- _EXERCISE INSTRUCTIONS_
All of the data should be output character for character, except the pictures.

- _DATA EXTRACT_
[Begin]

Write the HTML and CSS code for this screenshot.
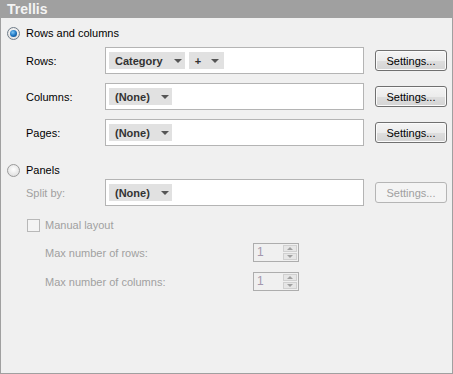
FILE: index.html
```html
<!DOCTYPE html>
<html lang="en">
<head>
    <meta charset="UTF-8">
    <title>Trellis</title>
    <link rel="stylesheet" href="styles.css">
</head>
<body>
    <div class="panel">
        <div class="header">Trellis</div>
        <div class="content">
            <div class="option">
                <span class="radio checked"></span>
                <span>Rows and columns</span>
            </div>

            <div class="field first">
                <span class="label">Rows:</span>
                <div class="box">
                    <span class="chip">Category<i class="arrow"></i></span>
                    <span class="chip plus">+<i class="arrow"></i></span>
                </div>
                <button class="button">Settings...</button>
            </div>
            <div class="field">
                <span class="label">Columns:</span>
                <div class="box">
                    <span class="chip">(None)<i class="arrow"></i></span>
                </div>
                <button class="button">Settings...</button>
            </div>
            <div class="field">
                <span class="label">Pages:</span>
                <div class="box">
                    <span class="chip">(None)<i class="arrow"></i></span>
                </div>
                <button class="button">Settings...</button>
            </div>

            <div class="option panels">
                <span class="radio"></span>
                <span>Panels</span>
            </div>
            <div class="field split">
                <span class="label disabled">Split by:</span>
                <div class="box">
                    <span class="chip">(None)<i class="arrow"></i></span>
                </div>
                <button class="button disabled" disabled>Settings...</button>
            </div>

            <div class="check-row">
                <span class="checkbox"></span>
                <span class="disabled">Manual layout</span>
            </div>
            <div class="spin-row">
                <span class="spin-label disabled">Max number of rows:</span>
                <div class="spin">
                    <span class="spin-value">1</span>
                    <div class="spin-buttons">
                        <span class="spin-btn"><i class="tri up"></i></span>
                        <span class="spin-btn"><i class="tri down"></i></span>
                    </div>
                </div>
            </div>
            <div class="spin-row">
                <span class="spin-label disabled">Max number of columns:</span>
                <div class="spin">
                    <span class="spin-value">1</span>
                    <div class="spin-buttons">
                        <span class="spin-btn"><i class="tri up"></i></span>
                        <span class="spin-btn"><i class="tri down"></i></span>
                    </div>
                </div>
            </div>
        </div>
    </div>
</body>
</html>
```

FILE: styles.css
```css
*{
   margin: 0;
   padding: 0;
   box-sizing: border-box;
}

body{
   font-family: "Liberation Sans", Arial, sans-serif;
   font-size: 11px;
   color: #000;
   background-color: #f0f0f0;
}

.panel{
   width: 453px;
   height: 374px;
   border: 1px solid #a0a0a0;
   border-top: none;
   background-color: #f0f0f0;
}

.header{
   height: 18px;
   line-height: 18px;
   padding-left: 6px;
   background-color: #a0a0a0;
   color: #f4f4f4;
   font-size: 14px;
   font-weight: bold;
}

.content{
   padding: 7px 0 0 6px;
}

.option{
   display: flex;
   align-items: center;
   height: 16px;
}

.option.panels{
   margin-top: 16px;
}

.radio{
   width: 13px;
   height: 13px;
   margin-right: 6px;
   border-radius: 50%;
   border: 1px solid #9a9a9a;
   background: radial-gradient(circle at 50% 40%, #ffffff 0%, #e4e4e4 70%, #d0d0d0 100%);
   display: flex;
   align-items: center;
   justify-content: center;
}

.radio.checked{
   border-color: #6f7c88;
}

.radio.checked::after{
   content: "";
   width: 7px;
   height: 7px;
   border-radius: 50%;
   background: radial-gradient(circle at 40% 35%, #7fc6f5 0%, #1f78c4 50%, #0b3b6e 100%);
}

.field{
   display: flex;
   align-items: center;
   margin-left: 19px;
   margin-top: 9px;
}

.field.first{
   margin-top: 6px;
}

.field.split{
   margin-top: 1px;
}

.label{
   width: 79px;
}

.disabled{
   color: #a0a0a0;
}

.box{
   width: 259px;
   height: 27px;
   border: 1px solid #b4b4b4;
   background-color: #fff;
   display: flex;
   align-items: center;
   gap: 4px;
   padding-left: 3px;
}

.chip{
   display: flex;
   align-items: center;
   height: 17px;
   padding: 0 3px 0 6px;
   background-color: #e1e1e1;
   color: #333;
   font-weight: bold;
}

.chip.plus{
   padding-right: 5px;
}

.arrow{
   display: inline-block;
   margin-left: 11px;
   border-left: 4px solid transparent;
   border-right: 4px solid transparent;
   border-top: 4px solid #555;
}

.chip.plus .arrow{
   margin-left: 10px;
}

.button{
   width: 72px;
   height: 21px;
   margin-left: 11px;
   font-family: "Liberation Sans", Arial, sans-serif;
   font-size: 11px;
   color: #000;
   border: 1px solid #707070;
   border-radius: 3px;
   background: linear-gradient(#f4f4f4 0%, #ececec 50%, #dedede 51%, #d4d4d4 100%);
   box-shadow: inset 0 0 0 1px #fbfbfb;
}

.button.disabled{
   color: #a0a0a0;
   border-color: #b5b5b5;
   background: #f4f4f4;
   box-shadow: none;
}

.check-row{
   display: flex;
   align-items: center;
   height: 16px;
   margin-top: 11px;
   margin-left: 20px;
}

.checkbox{
   width: 13px;
   height: 13px;
   margin-right: 5px;
   border: 1px solid #b8b8b8;
   background-color: #f4f4f4;
}

.spin-row{
   display: flex;
   align-items: center;
   margin-left: 38px;
   margin-top: 10px;
}

.spin-label{
   width: 208px;
}

.spin{
   width: 46px;
   height: 19px;
   border: 1px solid #adadad;
   background-color: #f0f0f0;
   display: flex;
   justify-content: space-between;
   padding: 1px;
}

.spin-value{
   padding-left: 2px;
   line-height: 15px;
   font-size: 12px;
   color: #a397ad;
}

.spin-buttons{
   width: 14px;
   display: flex;
   flex-direction: column;
   gap: 1px;
}

.spin-btn{
   flex: 1;
   background-color: #e6e6e6;
   border: 1px solid #d0d0d0;
   display: flex;
   align-items: center;
   justify-content: center;
}

.tri{
   border-left: 3px solid transparent;
   border-right: 3px solid transparent;
}

.tri.up{
   border-bottom: 3px solid #a0a0a0;
}

.tri.down{
   border-top: 3px solid #a0a0a0;
}
```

[End]

- _TASK SOLUTION_
Write the HTML and CSS code for this screenshot.
FILE: index.html
```html
<!DOCTYPE html>
<html lang="en">
<head>
    <meta charset="UTF-8">
    <title>Trellis</title>
    <link rel="stylesheet" href="styles.css">
</head>
<body>
    <div class="panel">
        <div class="header">Trellis</div>
        <div class="content">
            <div class="option">
                <span class="radio checked"></span>
                <span>Rows and columns</span>
            </div>

            <div class="field first">
                <span class="label">Rows:</span>
                <div class="box">
                    <span class="chip">Category<i class="arrow"></i></span>
                    <span class="chip plus">+<i class="arrow"></i></span>
                </div>
                <button class="button">Settings...</button>
            </div>
            <div class="field">
                <span class="label">Columns:</span>
                <div class="box">
                    <span class="chip">(None)<i class="arrow"></i></span>
                </div>
                <button class="button">Settings...</button>
            </div>
            <div class="field">
                <span class="label">Pages:</span>
                <div class="box">
                    <span class="chip">(None)<i class="arrow"></i></span>
                </div>
                <button class="button">Settings...</button>
            </div>

            <div class="option panels">
                <span class="radio"></span>
                <span>Panels</span>
            </div>
            <div class="field split">
                <span class="label disabled">Split by:</span>
                <div class="box">
                    <span class="chip">(None)<i class="arrow"></i></span>
                </div>
                <button class="button disabled" disabled>Settings...</button>
            </div>

            <div class="check-row">
                <span class="checkbox"></span>
                <span class="disabled">Manual layout</span>
            </div>
            <div class="spin-row">
                <span class="spin-label disabled">Max number of rows:</span>
                <div class="spin">
                    <span class="spin-value">1</span>
                    <div class="spin-buttons">
                        <span class="spin-btn"><i class="tri up"></i></span>
                        <span class="spin-btn"><i class="tri down"></i></span>
                    </div>
                </div>
            </div>
            <div class="spin-row">
                <span class="spin-label disabled">Max number of columns:</span>
                <div class="spin">
                    <span class="spin-value">1</span>
                    <div class="spin-buttons">
                        <span class="spin-btn"><i class="tri up"></i></span>
                        <span class="spin-btn"><i class="tri down"></i></span>
                    </div>
                </div>
            </div>
        </div>
    </div>
</body>
</html>
```

FILE: styles.css
```css
*{
   margin: 0;
   padding: 0;
   box-sizing: border-box;
}

body{
   font-family: "Liberation Sans", Arial, sans-serif;
   font-size: 11px;
   color: #000;
   background-color: #f0f0f0;
}

.panel{
   width: 453px;
   height: 374px;
   border: 1px solid #a0a0a0;
   border-top: none;
   background-color: #f0f0f0;
}

.header{
   height: 18px;
   line-height: 18px;
   padding-left: 6px;
   background-color: #a0a0a0;
   color: #f4f4f4;
   font-size: 14px;
   font-weight: bold;
}

.content{
   padding: 7px 0 0 6px;
}

.option{
   display: flex;
   align-items: center;
   height: 16px;
}

.option.panels{
   margin-top: 16px;
}

.radio{
   width: 13px;
   height: 13px;
   margin-right: 6px;
   border-radius: 50%;
   border: 1px solid #9a9a9a;
   background: radial-gradient(circle at 50% 40%, #ffffff 0%, #e4e4e4 70%, #d0d0d0 100%);
   display: flex;
   align-items: center;
   justify-content: center;
}

.radio.checked{
   border-color: #6f7c88;
}

.radio.checked::after{
   content: "";
   width: 7px;
   height: 7px;
   border-radius: 50%;
   background: radial-gradient(circle at 40% 35%, #7fc6f5 0%, #1f78c4 50%, #0b3b6e 100%);
}

.field{
   display: flex;
   align-items: center;
   margin-left: 19px;
   margin-top: 9px;
}

.field.first{
   margin-top: 6px;
}

.field.split{
   margin-top: 1px;
}

.label{
   width: 79px;
}

.disabled{
   color: #a0a0a0;
}

.box{
   width: 259px;
   height: 27px;
   border: 1px solid #b4b4b4;
   background-color: #fff;
   display: flex;
   align-items: center;
   gap: 4px;
   padding-left: 3px;
}

.chip{
   display: flex;
   align-items: center;
   height: 17px;
   padding: 0 3px 0 6px;
   background-color: #e1e1e1;
   color: #333;
   font-weight: bold;
}

.chip.plus{
   padding-right: 5px;
}

.arrow{
   display: inline-block;
   margin-left: 11px;
   border-left: 4px solid transparent;
   border-right: 4px solid transparent;
   border-top: 4px solid #555;
}

.chip.plus .arrow{
   margin-left: 10px;
}

.button{
   width: 72px;
   height: 21px;
   margin-left: 11px;
   font-family: "Liberation Sans", Arial, sans-serif;
   font-size: 11px;
   color: #000;
   border: 1px solid #707070;
   border-radius: 3px;
   background: linear-gradient(#f4f4f4 0%, #ececec 50%, #dedede 51%, #d4d4d4 100%);
   box-shadow: inset 0 0 0 1px #fbfbfb;
}

.button.disabled{
   color: #a0a0a0;
   border-color: #b5b5b5;
   background: #f4f4f4;
   box-shadow: none;
}

.check-row{
   display: flex;
   align-items: center;
   height: 16px;
   margin-top: 11px;
   margin-left: 20px;
}

.checkbox{
   width: 13px;
   height: 13px;
   margin-right: 5px;
   border: 1px solid #b8b8b8;
   background-color: #f4f4f4;
}

.spin-row{
   display: flex;
   align-items: center;
   margin-left: 38px;
   margin-top: 10px;
}

.spin-label{
   width: 208px;
}

.spin{
   width: 46px;
   height: 19px;
   border: 1px solid #adadad;
   background-color: #f0f0f0;
   display: flex;
   justify-content: space-between;
   padding: 1px;
}

.spin-value{
   padding-left: 2px;
   line-height: 15px;
   font-size: 12px;
   color: #a397ad;
}

.spin-buttons{
   width: 14px;
   display: flex;
   flex-direction: column;
   gap: 1px;
}

.spin-btn{
   flex: 1;
   background-color: #e6e6e6;
   border: 1px solid #d0d0d0;
   display: flex;
   align-items: center;
   justify-content: center;
}

.tri{
   border-left: 3px solid transparent;
   border-right: 3px solid transparent;
}

.tri.up{
   border-bottom: 3px solid #a0a0a0;
}

.tri.down{
   border-top: 3px solid #a0a0a0;
}
```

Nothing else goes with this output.